For Lewis, the immediate “good of literature” is that it “admits us to experiences other than our own,” and, in so doing, “heals the wound, without undermining the privilege, of individuality.”19 Of course, this requires a “baptized imagination”—one that permits any artistic or literary endeavor, even the “sub-Christian” variety, to point upwards to God.20 But, again, note that for Lewis this imagination has a profound horizontal dimension as well—one that begins and ends in a phenomenology of sympathetic relations with others.21 Here, we find the sort of concreteness that Lewis appreciates in the “spontaneous tendency of religion” to resort to poetic expression. After all, for Lewis, it is poetic not “ordinary” language that conveys the presence of the object as much as its meaning. This is what I think Lewis has in mind when he extols the remarkable powers of poetic language—the way it uses “factors within our experience so that they become pointers to something outside our experience.” What can he be referring to here except the arena of our interpersonal relationships, where love, transgression, alienation, and forgiveness all provide opportunities to “verify” fundamental Christian ideas? Forgiveness, for one, resists precise definition, but it can be communicated with uncanny specificity and emotional impact in poetic language and a wide array of other artistic forms. Ultimately, Lewis despaired that while this storehouse of “hints, similes, [and] metaphors” was crucial to late-modern apologetics, it was under-appreciated, and, consequently, under-utilized.22
This may not be the case today, especially considering the EC’s enthusiastic and, at times, exotic attempts at new forms of Christian community and “corollary apologetics.” The EC, in fact, describes itself as intensely relational.23 But, as Paul Roberts and others inside the movement observe, EC ecclesiology is “still unformed and provisional”—in large part, I think, because it lacks a central organizing principle.24 It would be much too modern, of course, to build anything on a blueprint, let alone one blueprint(!), but the incarnational aesthetic offered by Lewis is remarkably fluid, adaptive, and missional. More importantly, it modulates the EC’s passion for relevance with a relational phenomenology of sympathetic imagination that strongly resists, as St. Anne’s did in That Hideous Strength, potent cultural pressures of competitive individuality, on the one hand, and reductive homogenization (the proverbial “lowest common denominator”), on the other. However Lewis’ aesthetic is applied—in the creation of new forms of worship, new channels of literary endeavor (especially on the Internet), or sponsorship of the arts—it must be informed by the “The Grand Miracle.” The Incarnation was, after all, Lewis’ chief source of inspiration, and he devoted most of his life to letting it work its peculiar magic in his mind and craft. “It digs beneath the surface, works through the rest of our knowledge by unexpected channels, harmonises best with our deepest apprehensions and our ‘second thoughts,’” he observed, “and in union with these undermines our superficial opinions.”25 Ultimately, for Lewis, that’s what smuggling for God is all about.
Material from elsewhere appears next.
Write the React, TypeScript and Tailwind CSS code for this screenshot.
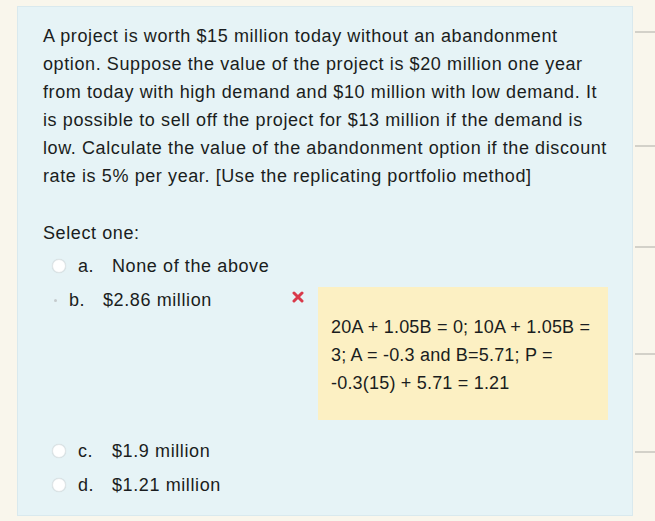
import React from "react";

const question = [
  "A project is worth $15 million today without an abandonment",
  "option. Suppose the value of the project is $20 million one year",
  "from today with high demand and $10 million with low demand. It",
  "is possible to sell off the project for $13 million if the demand is",
  "low. Calculate the value of the abandonment option if the discount",
  "rate is 5% per year. [Use the replicating portfolio method]",
];

const feedback = [
  "20A + 1.05B = 0; 10A + 1.05B =",
  "3; A = -0.3 and B=5.71; P =",
  "-0.3(15) + 5.71 = 1.21",
];

function Radio() {
  return (
    <span className="w-[14px] h-[14px] rounded-full bg-white border border-[#dfe5e7] shadow-[0_0_1px_rgba(0,0,0,0.15)] shrink-0" />
  );
}

function Option({ letter, text }: { letter: string; text: string }) {
  return (
    <div className="flex items-center h-[34px] pl-[9px]">
      <Radio />
      <span className="ml-[12px] w-[34px]">{letter}</span>
      <span>{text}</span>
    </div>
  );
}

export default function App() {
  return (
    <div
      className="w-[655px] h-[521px] bg-[#f9f6ec] flex overflow-hidden text-[#1a1d20]"
      style={{ fontFamily: '"Liberation Sans", Arial, sans-serif' }}
    >
      {/* question panel */}
      <div className="ml-[17px] mt-[6px] w-[616px] h-[510px] bg-[#e6f3f6] border border-[#d9e9ee] pl-[25px] pt-[15px] text-[18px] leading-[28px] tracking-[0.6px]">
        <div className="whitespace-nowrap">
          {question.map((line) => (
            <div key={line}>{line}</div>
          ))}
        </div>

        <div className="mt-[29px]">Select one:</div>

        <div className="mt-[2px]">
          <Option letter="a." text="None of the above" />

          <div className="flex">
            <div className="flex items-center h-[34px] self-start">
              <span className="ml-[11px] w-[3px] h-[3px] rounded-full bg-[#c5cbcd]" />
              <span className="ml-[12px] w-[34px]">b.</span>
              <span className="w-[189px]">$2.86 million</span>
              <svg width="12" height="12" viewBox="0 0 12 12" className="mb-[6px]">
                <path
                  d="M2 2 L10 10 M10 2 L2 10"
                  stroke="#d9394a"
                  strokeWidth="3"
                  strokeLinecap="round"
                />
              </svg>
            </div>
            <div className="ml-[14px] mt-[4px] mb-[14px] w-[290px] bg-[#fcf0c3] pl-[13px] pt-[26px] pb-[23px] whitespace-nowrap tracking-[0.2px]">
              {feedback.map((line) => (
                <div key={line}>{line}</div>
              ))}
            </div>
          </div>

          <Option letter="c." text="$1.9 million" />
          <Option letter="d." text="$1.21 million" />
        </div>
      </div>

      {/* right side rail */}
      <div className="ml-[2px] flex-1 flex flex-col">
        <div className="mt-[31px] h-[2px] bg-[#d3d1c9]" />
        <div className="mt-[112px] h-[2px] bg-[#d3d1c9]" />
        <div className="mt-[99px] h-[2px] bg-[#d3d1c9]" />
        <div className="mt-[105px] h-[2px] bg-[#d3d1c9]" />
        <div className="mt-[96px] h-[2px] bg-[#d3d1c9]" />
      </div>
    </div>
  );
}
Philip Harrold is Associate Professor of Church History at Winebrenner Theological Seminary. This paper was presented at the C. S. Lewis Foundation’s triennial Summer Institute, Oxbridge, in the summer of 2005.
Notes
1Paul Roberts, “Liturgy and Mission in Postmodern Culture: Some Reflections Arising from ‘Alternative’ Services and Communities,” http://seaspray.trinity-bris.ac.uk (accessed September 5, 2003): The author is an ordained priest in the Church of England, serving parishes in Bristol. This online paper was presented at the “Alternative Worship Day” gathering at Lambeth Palace in 1995.
2Dan Kimball, The Emerging Church: Vintage Christianity for New Generations (Zondervan-Emergent-ys, 2003), p. 135. Kimball’s church can be visited online at http://vintagechurch.org.
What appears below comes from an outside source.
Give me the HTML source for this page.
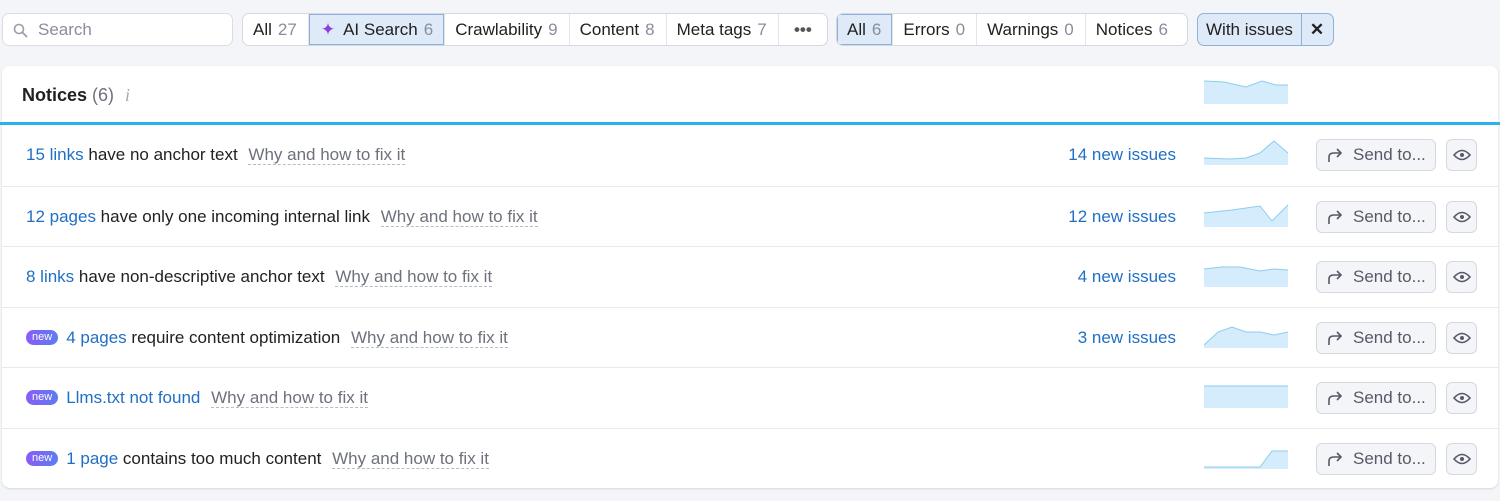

3Andy Crouch, “Visualcy: Literacy Is Not the Only Necessity in a Visual Culture,” Christianity Today (June 2005): 62.
4Brian McLaren, “An Open Letter to Chuck Colson,” A New Kind of Christian (December 2003). See http://www.anewkindofchristian.com/archives/000018.html (accessed December 16, 2003).
5McLaren, A Generous Orthodoxy (Zondervan, 2004), p. 145; also quoted in an interview with Jason Byassee, “New Kind of Christian: An Emergent Voice,” Christian Century (November30, 2004): 29.
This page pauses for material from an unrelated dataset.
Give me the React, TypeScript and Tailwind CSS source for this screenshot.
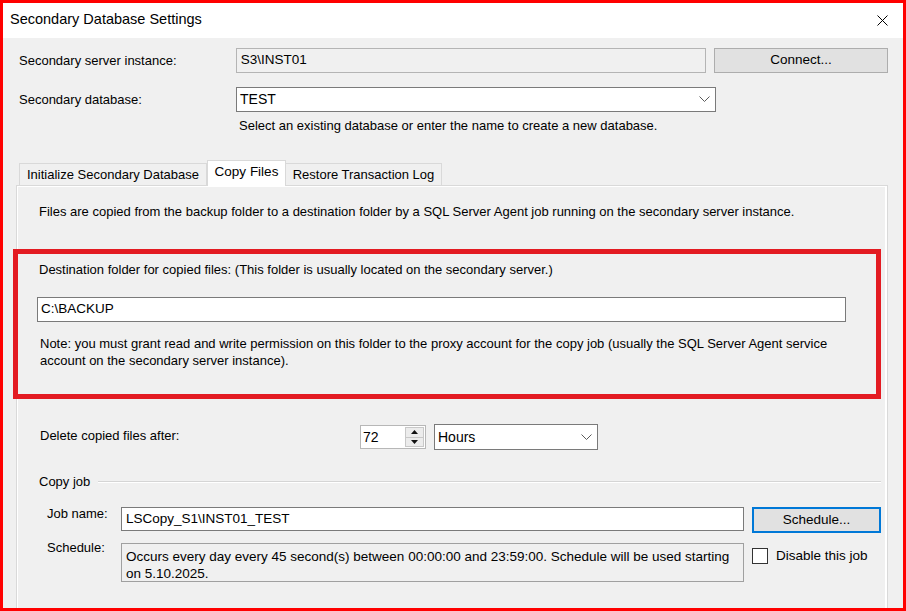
import React from 'react'

function Chevron() {
  return (
    <svg width="11" height="7" viewBox="0 0 11 7" className="shrink-0">
      <polyline points="0.5,0.5 5.5,5.5 10.5,0.5" fill="none" stroke="#5a5a5a" strokeWidth="1" />
    </svg>
  )
}

function CloseIcon() {
  return (
    <svg width="11" height="11" viewBox="0 0 11 11">
      <line x1="0.5" y1="0.5" x2="10.5" y2="10.5" stroke="#000" strokeWidth="1" />
      <line x1="10.5" y1="0.5" x2="0.5" y2="10.5" stroke="#000" strokeWidth="1" />
    </svg>
  )
}

function SpinBox() {
  return (
    <div className="flex h-[24px] w-[66px] border border-[#b7b7b7] bg-white">
      <div className="flex flex-1 items-center pl-[2px] text-[14px]">72</div>
      <div className="my-[1px] mr-[1px] flex w-[19px] flex-col border border-[#c8c8c8] bg-[#ececec]">
        <div className="flex flex-1 items-center justify-center border-b border-[#c8c8c8]">
          <svg width="7" height="4" viewBox="0 0 7 4"><polygon points="0,4 3.5,0 7,4" fill="#111" /></svg>
        </div>
        <div className="flex flex-1 items-center justify-center">
          <svg width="7" height="4" viewBox="0 0 7 4"><polygon points="0,0 7,0 3.5,4" fill="#111" /></svg>
        </div>
      </div>
    </div>
  )
}

export default function App() {
  return (
    <div className="h-[611px] w-[906px] overflow-hidden border-[3px] border-[#ff0000] bg-[#f0f0f0] font-['Liberation_Sans',Arial,sans-serif] text-[13px] text-black">
      {/* title bar */}
      <div className="flex h-[35px] items-center justify-between bg-white pb-[1px] pl-[7px] pr-[15px]">
        <span className="text-[14.5px]">Secondary Database Settings</span>
        <CloseIcon />
      </div>

      <div className="pl-[13px] pr-[15px]">
        {/* server instance */}
        <div className="mt-[10px] flex h-[25px] items-center pl-[3px]">
          <span className="w-[217px] pt-[1px]">Secondary server instance:</span>
          <div className="flex h-[25px] w-[471px] items-center border border-[#b4b4b4] bg-[#f0f0f0] pl-[4px] text-[13.5px]">
            S3\INST01
          </div>
          <button className="ml-[8px] h-[25px] w-[174px] border border-[#adadad] bg-[#e1e1e1] text-[13.5px]">
            Connect...
          </button>
        </div>

        {/* database */}
        <div className="mt-[14px] flex h-[25px] items-center pl-[3px]">
          <span className="w-[217px]">Secondary database:</span>
          <div className="flex h-[25px] w-[480px] items-center justify-between border border-[#7a7a7a] bg-white pl-[3px] pr-[5px] text-[14px]">
            <span>TEST</span>
            <Chevron />
          </div>
        </div>
        <div className="ml-[223px] mt-[6px] leading-[16px]">
          Select an existing database or enter the name to create a new database.
        </div>

        {/* tabs */}
        <div className="ml-[3px] mt-[27px] flex h-[24px] items-end">
          <div className="flex h-[22px] w-[188px] items-center justify-center border border-b-0 border-[#d9d9d9] bg-[#f0f0f0] text-[13px]">
            Initialize Secondary Database
          </div>
          <div className="relative z-10 -mb-px flex h-[26px] w-[79px] items-center justify-center border border-b-0 border-[#d9d9d9] bg-white pb-[3px] text-[13.5px]">
            Copy Files
          </div>
          <div className="flex h-[22px] w-[156px] items-center justify-center border border-b-0 border-l-0 border-[#d9d9d9] bg-[#f0f0f0] text-[13px]">
            Restore Transaction Log
          </div>
        </div>

        {/* tab page */}
        <div className="h-[440px] border border-[#d9d9d9] shadow-[inset_1px_1px_0_#ffffff,inset_-2px_0_0_#ffffff]">
          <div className="ml-[22px] pt-[18px] leading-[16px] whitespace-nowrap">
            Files are copied from the backup folder to a destination folder by a SQL Server Agent job running on the secondary server instance.
          </div>

          {/* highlighted destination block */}
          <div className="-ml-[4px] mt-[29px] h-[150px] w-[868px] border-[5px] border-[#e31b22]">
            <div className="ml-[21px] pt-[8px] leading-[16px]">
              Destination folder for copied files: (This folder is usually located on the secondary server.)
            </div>
            <div className="ml-[19px] mt-[19px] flex h-[25px] w-[809px] items-center border border-[#7a7a7a] bg-white pl-[3px] text-[13.5px]">
              C:\BACKUP
            </div>
            <div className="ml-[22px] mt-[14px] whitespace-nowrap leading-[16.5px]">
              Note: you must grant read and write permission on this folder to the proxy account for the copy job (usually the SQL Server Agent service
              <br />
              account on the secondary server instance).
            </div>
          </div>

          {/* delete after */}
          <div className="ml-[23px] mt-[25px] flex h-[26px] items-center">
            <span className="w-[320px] -mt-[3px]">Delete copied files after:</span>
            <SpinBox />
            <div className="ml-[8px] flex h-[26px] w-[164px] items-center justify-between border border-[#7a7a7a] bg-white pl-[3px] pr-[5px] text-[14px]">
              <span>Hours</span>
              <Chevron />
            </div>
          </div>

          {/* copy job group */}
          <div className="ml-[22px] mr-[6px] mt-[24px] flex items-center leading-[16px]">
            <span>Copy job</span>
            <div className="ml-[8px] flex-1 border-t border-b border-t-[#d5d5d5] border-b-white" />
          </div>

          <div className="ml-[30px] mt-[17px] flex items-start">
            <span className="-mt-[1px] w-[74px] leading-[16px]">Job name:</span>
            <div className="flex h-[24px] w-[623px] items-center border border-[#7a7a7a] bg-white pl-[4px] text-[13.5px]">
              LSCopy_S1\INST01_TEST
            </div>
            <button className="ml-[8px] h-[26px] w-[129px] border-2 border-[#0078d7] bg-[#e1e1e1] text-[13.5px]">
              Schedule...
            </button>
          </div>

          <div className="ml-[30px] mt-[10px] flex items-start">
            <span className="-mt-[3px] w-[74px] leading-[16px]">Schedule:</span>
            <div className="h-[39px] w-[623px] whitespace-nowrap border border-[#a0a0a0] bg-[#f0f0f0] pl-[4px] pt-[4px] text-[13.5px] leading-[17px]">
              Occurs every day every 45 second(s) between 00:00:00 and 23:59:00. Schedule will be used starting
              <br />
              on 5.10.2025.
            </div>
            <div className="ml-[8px] mt-[3px] flex items-center">
              <div className="h-[16px] w-[16px] border border-[#333333] bg-white" />
              <span className="ml-[8px] text-[13.5px]">Disable this job</span>
            </div>
          </div>
        </div>
      </div>
    </div>
  )
}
6These concerns are raised by Alan Roxburgh, “Emergent Church: Filled with Creativer, Energetic Potential,” Allelon Ministries (June 15, 2005). More articles here (accessed June 23, 2005).
7Scott Bader-Sayre, “The Emergent Matrix: A New Kind of Church?” The Christian Century (November 30, 2004): 20-27; and Andy Crouch, “The Emergent Mystique,” Christianity Today (November 2004): 36-41.
8Winner, quoted in Bader-Sayre, p. 26. Winner is author of the popular spiritual autobiography Girl Meets God: A Memoir (New York: Random House, 2002).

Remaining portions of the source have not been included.